Dear colleagues, ladies and gentlemen,

On behalf of LIBER and the Executive Board, I would like to give all of you a warm welcome to the 30th LIBER conference at the British Library in London. LIBER conferences are always the meeting point for the leading librarians in Europe, discussing in a concentrated way main topics of library development in Europe. The London conference with the theme „New alliances - new services” has attracted over 200 delegates, more participants than any LIBER conference before. They have come from all over Europe, South Africa and the United States. I would like to give our guests from overseas a special welcome and mention as their representative Shirley Baker, President of the Association of Research Libraries. Through the longstanding and friendly alliance of LIBER and the OCLC we were able to start this afternoon with the preconference on „Transatlantic cooperation”. We are grateful to OCLC, specially Janet Mitchell Lees, as a main sponsor of LIBER and the OCLC Institute, specially Eric Jule, as organiser of the seminar.

We have had the opportunity to discuss fundamental topics such as

Recent developments in the publishing field show how necessary global solidarity between libraries is: „Nature”, the well known scientific journal, only recently tried to start to deny access to the peer reviewed final version of papers, only draft versions being accessible via libraries. The unanimous resistance of the entire library community made the publishers change their mind, but there is an additional problem as „Nature” tried to introduce a large price increase for its services. Just recently they started to propose some more modest prices. There are more and more examples of excessive prices for electronic information products, as publishers in a monopolistic situation are able to dictate unacceptable price increases. PsycInfo may be mentioned in this respect.

It may appear a little out-of-place, dear colleagues, to be talking about our everyday financial problems at an opening ceremony. But the development I just mentioned is part of a fundamental structural change in the information world, that is supported by the recent developments in copyright in Europe. The final version of the directive on copyright in the information society considerably strengthens the position of rightsowners. Library exemptions are reduced to a minimum and they are not mandatory. This means that we will have to work hard to promote library and customer oriented legal regulations at the national level during the next 18 months when the European directive has to be adapted in the member states.

Licenses will become the normal, not to say, the only way to get access to electronic material.
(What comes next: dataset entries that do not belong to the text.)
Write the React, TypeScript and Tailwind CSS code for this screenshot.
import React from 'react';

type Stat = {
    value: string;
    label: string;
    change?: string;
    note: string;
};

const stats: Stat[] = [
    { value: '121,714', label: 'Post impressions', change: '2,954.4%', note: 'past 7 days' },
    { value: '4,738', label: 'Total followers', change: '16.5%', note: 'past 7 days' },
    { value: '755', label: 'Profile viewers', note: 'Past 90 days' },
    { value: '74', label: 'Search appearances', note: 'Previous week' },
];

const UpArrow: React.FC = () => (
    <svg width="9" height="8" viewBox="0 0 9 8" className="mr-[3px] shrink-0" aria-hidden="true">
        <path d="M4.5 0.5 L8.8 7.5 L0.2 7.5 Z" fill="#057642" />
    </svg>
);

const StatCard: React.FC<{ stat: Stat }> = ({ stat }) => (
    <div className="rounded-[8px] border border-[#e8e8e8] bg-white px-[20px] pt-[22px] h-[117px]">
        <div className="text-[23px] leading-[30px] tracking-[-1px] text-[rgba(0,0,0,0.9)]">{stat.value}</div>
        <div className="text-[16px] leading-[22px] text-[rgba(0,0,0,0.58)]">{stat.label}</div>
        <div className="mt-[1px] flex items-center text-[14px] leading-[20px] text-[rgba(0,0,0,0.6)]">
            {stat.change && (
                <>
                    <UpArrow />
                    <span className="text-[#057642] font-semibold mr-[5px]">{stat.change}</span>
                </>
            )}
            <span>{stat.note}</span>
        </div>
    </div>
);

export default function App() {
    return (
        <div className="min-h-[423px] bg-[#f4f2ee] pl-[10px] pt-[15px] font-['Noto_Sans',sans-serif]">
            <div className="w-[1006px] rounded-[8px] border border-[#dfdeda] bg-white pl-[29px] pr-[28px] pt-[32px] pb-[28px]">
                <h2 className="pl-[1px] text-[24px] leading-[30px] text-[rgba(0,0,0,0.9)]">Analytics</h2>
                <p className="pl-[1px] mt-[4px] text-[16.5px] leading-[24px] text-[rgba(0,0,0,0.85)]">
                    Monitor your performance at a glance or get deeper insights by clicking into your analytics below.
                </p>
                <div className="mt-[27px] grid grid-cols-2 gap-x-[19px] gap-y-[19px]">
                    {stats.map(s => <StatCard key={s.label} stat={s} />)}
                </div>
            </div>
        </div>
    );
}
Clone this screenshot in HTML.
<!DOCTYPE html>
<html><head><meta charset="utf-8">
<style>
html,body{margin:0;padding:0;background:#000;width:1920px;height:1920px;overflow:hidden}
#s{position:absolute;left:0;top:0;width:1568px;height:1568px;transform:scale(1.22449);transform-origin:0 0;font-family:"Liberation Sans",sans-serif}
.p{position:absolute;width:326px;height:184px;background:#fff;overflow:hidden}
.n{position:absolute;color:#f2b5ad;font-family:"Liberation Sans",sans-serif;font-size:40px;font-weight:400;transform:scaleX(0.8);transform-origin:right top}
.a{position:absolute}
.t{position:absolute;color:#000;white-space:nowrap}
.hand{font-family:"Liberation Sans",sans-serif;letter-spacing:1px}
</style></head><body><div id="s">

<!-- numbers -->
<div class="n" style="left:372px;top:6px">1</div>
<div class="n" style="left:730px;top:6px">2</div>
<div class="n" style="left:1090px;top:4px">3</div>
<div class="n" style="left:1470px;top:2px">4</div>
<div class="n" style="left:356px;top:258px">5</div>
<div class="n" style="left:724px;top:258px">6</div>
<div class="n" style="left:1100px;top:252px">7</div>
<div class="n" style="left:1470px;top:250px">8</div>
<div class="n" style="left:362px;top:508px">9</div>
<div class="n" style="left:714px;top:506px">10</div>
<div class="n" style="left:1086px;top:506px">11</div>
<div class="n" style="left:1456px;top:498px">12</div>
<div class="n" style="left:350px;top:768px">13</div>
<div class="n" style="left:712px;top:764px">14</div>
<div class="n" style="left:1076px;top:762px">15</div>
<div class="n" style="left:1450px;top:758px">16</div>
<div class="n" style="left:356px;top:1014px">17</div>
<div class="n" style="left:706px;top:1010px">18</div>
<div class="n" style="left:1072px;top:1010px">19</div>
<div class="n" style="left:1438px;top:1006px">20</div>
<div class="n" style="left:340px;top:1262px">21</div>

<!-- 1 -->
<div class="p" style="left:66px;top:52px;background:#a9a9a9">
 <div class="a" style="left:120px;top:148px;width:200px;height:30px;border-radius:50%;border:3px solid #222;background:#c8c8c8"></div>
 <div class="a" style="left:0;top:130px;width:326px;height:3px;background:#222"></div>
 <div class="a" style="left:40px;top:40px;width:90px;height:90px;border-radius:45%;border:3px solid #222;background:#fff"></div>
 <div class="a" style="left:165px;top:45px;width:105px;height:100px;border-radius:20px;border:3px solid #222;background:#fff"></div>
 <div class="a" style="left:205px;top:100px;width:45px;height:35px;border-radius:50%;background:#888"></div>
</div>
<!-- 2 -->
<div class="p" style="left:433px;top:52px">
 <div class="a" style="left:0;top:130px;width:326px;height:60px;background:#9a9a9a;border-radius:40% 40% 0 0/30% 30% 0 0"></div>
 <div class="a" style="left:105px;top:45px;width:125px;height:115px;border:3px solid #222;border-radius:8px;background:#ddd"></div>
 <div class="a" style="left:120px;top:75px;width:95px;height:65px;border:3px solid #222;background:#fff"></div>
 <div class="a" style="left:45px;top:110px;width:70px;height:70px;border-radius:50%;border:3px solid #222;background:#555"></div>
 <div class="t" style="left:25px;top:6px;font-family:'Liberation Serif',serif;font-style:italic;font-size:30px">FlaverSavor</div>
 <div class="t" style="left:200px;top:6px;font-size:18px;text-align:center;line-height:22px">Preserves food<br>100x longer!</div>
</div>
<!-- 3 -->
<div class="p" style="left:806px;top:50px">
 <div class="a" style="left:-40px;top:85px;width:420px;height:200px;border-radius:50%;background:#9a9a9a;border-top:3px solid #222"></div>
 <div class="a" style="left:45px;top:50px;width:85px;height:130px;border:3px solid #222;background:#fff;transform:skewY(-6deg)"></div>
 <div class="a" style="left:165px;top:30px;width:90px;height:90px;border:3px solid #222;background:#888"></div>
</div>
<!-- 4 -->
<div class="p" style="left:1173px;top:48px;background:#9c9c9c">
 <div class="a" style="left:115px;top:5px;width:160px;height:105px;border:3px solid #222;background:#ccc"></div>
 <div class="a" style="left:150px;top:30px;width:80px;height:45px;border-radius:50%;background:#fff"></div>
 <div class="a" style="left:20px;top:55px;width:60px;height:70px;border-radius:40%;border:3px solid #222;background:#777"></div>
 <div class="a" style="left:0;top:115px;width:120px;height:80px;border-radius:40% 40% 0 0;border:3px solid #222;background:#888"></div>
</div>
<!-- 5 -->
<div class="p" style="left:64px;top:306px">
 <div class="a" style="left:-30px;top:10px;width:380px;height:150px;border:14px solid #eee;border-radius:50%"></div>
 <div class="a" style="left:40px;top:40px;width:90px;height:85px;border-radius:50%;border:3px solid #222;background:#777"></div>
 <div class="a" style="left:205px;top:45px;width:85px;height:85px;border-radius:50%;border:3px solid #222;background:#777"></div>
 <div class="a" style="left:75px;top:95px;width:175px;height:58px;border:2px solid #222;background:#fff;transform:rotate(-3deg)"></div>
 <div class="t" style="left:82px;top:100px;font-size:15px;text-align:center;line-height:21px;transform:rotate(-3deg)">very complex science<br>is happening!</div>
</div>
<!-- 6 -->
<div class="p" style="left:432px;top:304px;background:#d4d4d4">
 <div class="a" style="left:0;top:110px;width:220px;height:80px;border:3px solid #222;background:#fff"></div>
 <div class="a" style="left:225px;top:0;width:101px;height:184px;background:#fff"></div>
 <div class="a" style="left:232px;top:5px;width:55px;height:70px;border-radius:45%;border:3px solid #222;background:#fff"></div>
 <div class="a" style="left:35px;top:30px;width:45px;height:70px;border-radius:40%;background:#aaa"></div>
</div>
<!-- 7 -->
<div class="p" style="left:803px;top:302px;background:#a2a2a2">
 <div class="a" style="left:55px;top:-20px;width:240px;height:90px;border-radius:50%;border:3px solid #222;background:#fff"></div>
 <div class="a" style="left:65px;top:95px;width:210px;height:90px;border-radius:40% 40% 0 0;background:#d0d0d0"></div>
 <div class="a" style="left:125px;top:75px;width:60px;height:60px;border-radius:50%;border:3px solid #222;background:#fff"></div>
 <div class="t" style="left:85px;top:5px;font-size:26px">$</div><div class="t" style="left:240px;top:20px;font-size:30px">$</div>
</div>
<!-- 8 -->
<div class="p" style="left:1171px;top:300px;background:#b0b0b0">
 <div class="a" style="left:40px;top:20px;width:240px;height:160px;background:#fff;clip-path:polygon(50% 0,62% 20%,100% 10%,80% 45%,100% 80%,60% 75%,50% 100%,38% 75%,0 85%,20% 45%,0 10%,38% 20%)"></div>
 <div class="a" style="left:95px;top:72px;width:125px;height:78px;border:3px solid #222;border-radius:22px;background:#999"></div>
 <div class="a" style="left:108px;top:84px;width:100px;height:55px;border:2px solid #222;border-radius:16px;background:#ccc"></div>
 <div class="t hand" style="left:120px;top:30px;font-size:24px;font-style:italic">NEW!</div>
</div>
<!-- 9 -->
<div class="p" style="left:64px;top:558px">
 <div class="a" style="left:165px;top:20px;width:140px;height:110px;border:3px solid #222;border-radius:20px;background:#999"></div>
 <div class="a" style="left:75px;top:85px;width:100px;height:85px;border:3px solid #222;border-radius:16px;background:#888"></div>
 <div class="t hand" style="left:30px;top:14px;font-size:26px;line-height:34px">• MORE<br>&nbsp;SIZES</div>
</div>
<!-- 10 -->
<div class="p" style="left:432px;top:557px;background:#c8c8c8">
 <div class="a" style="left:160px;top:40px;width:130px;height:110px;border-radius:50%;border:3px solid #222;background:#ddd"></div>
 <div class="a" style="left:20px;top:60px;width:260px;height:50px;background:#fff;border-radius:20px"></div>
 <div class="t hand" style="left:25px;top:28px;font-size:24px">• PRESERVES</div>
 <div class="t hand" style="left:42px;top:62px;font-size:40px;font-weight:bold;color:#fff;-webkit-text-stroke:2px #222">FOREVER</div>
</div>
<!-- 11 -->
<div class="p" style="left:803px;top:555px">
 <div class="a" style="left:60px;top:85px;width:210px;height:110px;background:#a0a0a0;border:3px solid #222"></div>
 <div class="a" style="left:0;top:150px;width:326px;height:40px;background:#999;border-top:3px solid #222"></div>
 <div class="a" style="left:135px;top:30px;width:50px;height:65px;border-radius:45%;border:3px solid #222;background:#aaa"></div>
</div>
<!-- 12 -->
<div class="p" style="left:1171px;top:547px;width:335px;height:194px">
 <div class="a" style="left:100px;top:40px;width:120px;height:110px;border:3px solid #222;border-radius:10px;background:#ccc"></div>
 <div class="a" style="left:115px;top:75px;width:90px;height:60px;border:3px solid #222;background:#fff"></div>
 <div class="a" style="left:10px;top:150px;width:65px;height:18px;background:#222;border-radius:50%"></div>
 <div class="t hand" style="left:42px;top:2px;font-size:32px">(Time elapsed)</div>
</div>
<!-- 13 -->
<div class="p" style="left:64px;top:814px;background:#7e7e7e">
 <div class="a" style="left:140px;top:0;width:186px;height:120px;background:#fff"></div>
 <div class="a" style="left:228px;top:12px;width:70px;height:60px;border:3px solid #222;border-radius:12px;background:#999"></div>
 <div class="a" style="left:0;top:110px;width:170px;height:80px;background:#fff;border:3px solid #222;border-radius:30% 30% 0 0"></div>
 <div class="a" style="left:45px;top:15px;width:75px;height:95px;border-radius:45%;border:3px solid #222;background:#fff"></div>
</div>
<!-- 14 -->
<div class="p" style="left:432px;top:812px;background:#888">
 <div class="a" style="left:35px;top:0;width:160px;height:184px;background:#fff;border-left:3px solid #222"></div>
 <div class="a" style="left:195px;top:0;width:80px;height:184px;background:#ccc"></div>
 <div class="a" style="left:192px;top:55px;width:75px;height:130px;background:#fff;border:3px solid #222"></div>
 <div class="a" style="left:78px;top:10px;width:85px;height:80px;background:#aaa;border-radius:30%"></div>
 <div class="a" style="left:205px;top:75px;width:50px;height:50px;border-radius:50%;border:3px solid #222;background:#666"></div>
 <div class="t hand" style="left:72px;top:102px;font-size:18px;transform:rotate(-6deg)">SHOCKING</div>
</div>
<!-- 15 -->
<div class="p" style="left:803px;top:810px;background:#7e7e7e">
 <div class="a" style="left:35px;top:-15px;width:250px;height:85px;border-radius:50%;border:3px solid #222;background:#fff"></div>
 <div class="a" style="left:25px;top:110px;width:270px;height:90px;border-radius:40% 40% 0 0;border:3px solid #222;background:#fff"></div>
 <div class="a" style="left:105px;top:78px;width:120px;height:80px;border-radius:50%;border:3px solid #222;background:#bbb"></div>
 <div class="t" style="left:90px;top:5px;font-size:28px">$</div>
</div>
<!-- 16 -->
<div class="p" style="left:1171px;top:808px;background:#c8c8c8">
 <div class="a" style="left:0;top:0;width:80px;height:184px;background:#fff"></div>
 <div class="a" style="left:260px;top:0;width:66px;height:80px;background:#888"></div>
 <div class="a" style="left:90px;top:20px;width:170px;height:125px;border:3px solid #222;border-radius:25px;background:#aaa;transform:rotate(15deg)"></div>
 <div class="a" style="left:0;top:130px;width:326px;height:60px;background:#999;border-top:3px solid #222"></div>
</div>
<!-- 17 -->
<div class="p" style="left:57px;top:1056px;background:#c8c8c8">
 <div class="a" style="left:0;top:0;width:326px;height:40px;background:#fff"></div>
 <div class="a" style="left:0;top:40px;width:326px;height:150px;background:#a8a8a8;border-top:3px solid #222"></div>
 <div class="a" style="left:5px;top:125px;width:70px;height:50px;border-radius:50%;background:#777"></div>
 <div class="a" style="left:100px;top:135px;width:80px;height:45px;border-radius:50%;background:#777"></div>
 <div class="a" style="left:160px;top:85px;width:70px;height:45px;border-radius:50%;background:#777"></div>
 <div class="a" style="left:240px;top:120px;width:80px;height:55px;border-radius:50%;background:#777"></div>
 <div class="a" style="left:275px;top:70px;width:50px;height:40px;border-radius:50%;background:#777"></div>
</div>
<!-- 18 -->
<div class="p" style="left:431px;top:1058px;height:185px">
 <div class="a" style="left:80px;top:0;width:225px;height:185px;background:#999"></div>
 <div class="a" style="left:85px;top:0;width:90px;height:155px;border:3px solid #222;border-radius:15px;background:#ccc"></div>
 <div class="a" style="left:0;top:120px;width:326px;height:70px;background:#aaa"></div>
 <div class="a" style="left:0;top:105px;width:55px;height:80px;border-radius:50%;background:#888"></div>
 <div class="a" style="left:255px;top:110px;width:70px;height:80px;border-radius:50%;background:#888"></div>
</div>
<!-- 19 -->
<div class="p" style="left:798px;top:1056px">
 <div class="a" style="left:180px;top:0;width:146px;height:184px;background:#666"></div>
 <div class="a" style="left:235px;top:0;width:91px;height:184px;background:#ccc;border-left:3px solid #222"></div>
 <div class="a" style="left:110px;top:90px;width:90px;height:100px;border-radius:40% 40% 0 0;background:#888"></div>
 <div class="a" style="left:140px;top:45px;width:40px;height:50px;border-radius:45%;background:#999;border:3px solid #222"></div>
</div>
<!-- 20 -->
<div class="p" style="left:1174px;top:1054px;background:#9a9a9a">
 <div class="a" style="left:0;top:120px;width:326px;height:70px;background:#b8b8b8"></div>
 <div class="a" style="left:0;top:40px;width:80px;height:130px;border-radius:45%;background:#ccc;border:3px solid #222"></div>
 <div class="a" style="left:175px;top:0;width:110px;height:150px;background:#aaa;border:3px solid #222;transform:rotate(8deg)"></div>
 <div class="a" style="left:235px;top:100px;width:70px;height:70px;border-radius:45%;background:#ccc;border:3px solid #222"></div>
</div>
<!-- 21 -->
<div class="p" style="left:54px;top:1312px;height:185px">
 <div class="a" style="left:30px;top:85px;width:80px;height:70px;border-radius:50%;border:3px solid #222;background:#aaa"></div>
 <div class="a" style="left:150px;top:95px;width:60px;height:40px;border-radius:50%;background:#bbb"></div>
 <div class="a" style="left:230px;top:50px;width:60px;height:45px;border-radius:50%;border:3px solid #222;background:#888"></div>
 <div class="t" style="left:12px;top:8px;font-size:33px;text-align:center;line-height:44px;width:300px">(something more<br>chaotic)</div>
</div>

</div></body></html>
There are some positive developments in this field as well. If you check publishers’ licences against our LIBER principles you will find that a large part of the proposed provisions have been adopted as regular elements in most contracts: „The memorandum of understanding” by the TECUP group shows in addition, that free access to legitimate users for viewing and printing on site and from everywhere in the world are the norm, interlibrary document supply in printed format is also allowed. This European project TECUP has brought together authors, publishers, collecting societies and libraries in a consensus building process. Now, after the end of the project, the „Frankfurt group” will continue the dialogue between all players in the publication chain. As your representative of LIBER I have the honour to chair this group.

It is a real aim of LIBER to work together with publishers, improving access. But to realise some of the promising chances offered in the networked world librarians have to do more than bargaining with publishers for fair contracts and reasonable prices. This is especially true in the field of research communication. The internet provides a very real opportunity for self publishing by authors. Libraries can provide the platform for scientific communication providing servers for special research communities. This is partly done with preprint servers for special research communities. But why don’t university libraries provide local servers for their patrons, storing research papers by faculty members or dissertations by students? Dublin Core should be used for metadata and the rules of the Open Archive Initiative guarantee interoperability between servers. If the scientific community were able to combine these activities with a reviewing system for quality control as discussed in the LIBER OAI conference at CERN in Geneva this system could play an additional role as an alternative publishing facility without the overhead costs of some mainly shareholder-oriented publishers. Libraries are the only organisations capable of taking such an initiative, building systems in close cooperation with the scholarly community and learned societies. LIBER will play a leading role in promoting OAI-standards and introducing cooperative activities in providing seamless and permanent access to this type of research material.

This would be a way of guarantying that libraries could deliver a maximum of information and material from all kind of resources - free publications as well as commercial and official publications.

Just like other people all over the world, dear colleagues, librarians are now really beginning to experience and understand the consequences of the new virtual world. People on the opposite sides of the globe have become close neighbours now - they may be friends and they may be competitors; collections in different countries and institutions (such as libraries, museums and archives) can be brought together virtually; new distributed services can be developed. It is the mission of LIBER to strengthen the cooperation between different parts in Europe and the rest of the world.

In this virtual age libraries are faced with many challenges. The LIBER-conference offers an exceptional opportunity to meet leading people in new fields, to exchange experiences in different parts of Europe to widen our horizons and aims for new transatlantic partnership. The message of this 30th LIBER conference in London is that Europe is becoming a reality: not only the Europe of economics, but the Europe of culture and education as well. The Europe of diversity, free exchange of the right persons for challenging positions in London as well as in Oxford or Berlin; the Europe of seamless access to information and, last but not least, the Europe of transatlantic and global partnership.

Let me finally thank again the British library and its staff, especially its chief Executive, Lynne Brindley. Thanks are also due to the OCLC and to all other partners, speakers, contributors and participants who are contributing to the success of the conference. Last but not least, our keynote speaker Sir Brian Follett.

I wish all participants a pleasant stay in London - looking for new alliances and planning forward - looking for new services for our users - and enjoying the unheard of nice weather in London.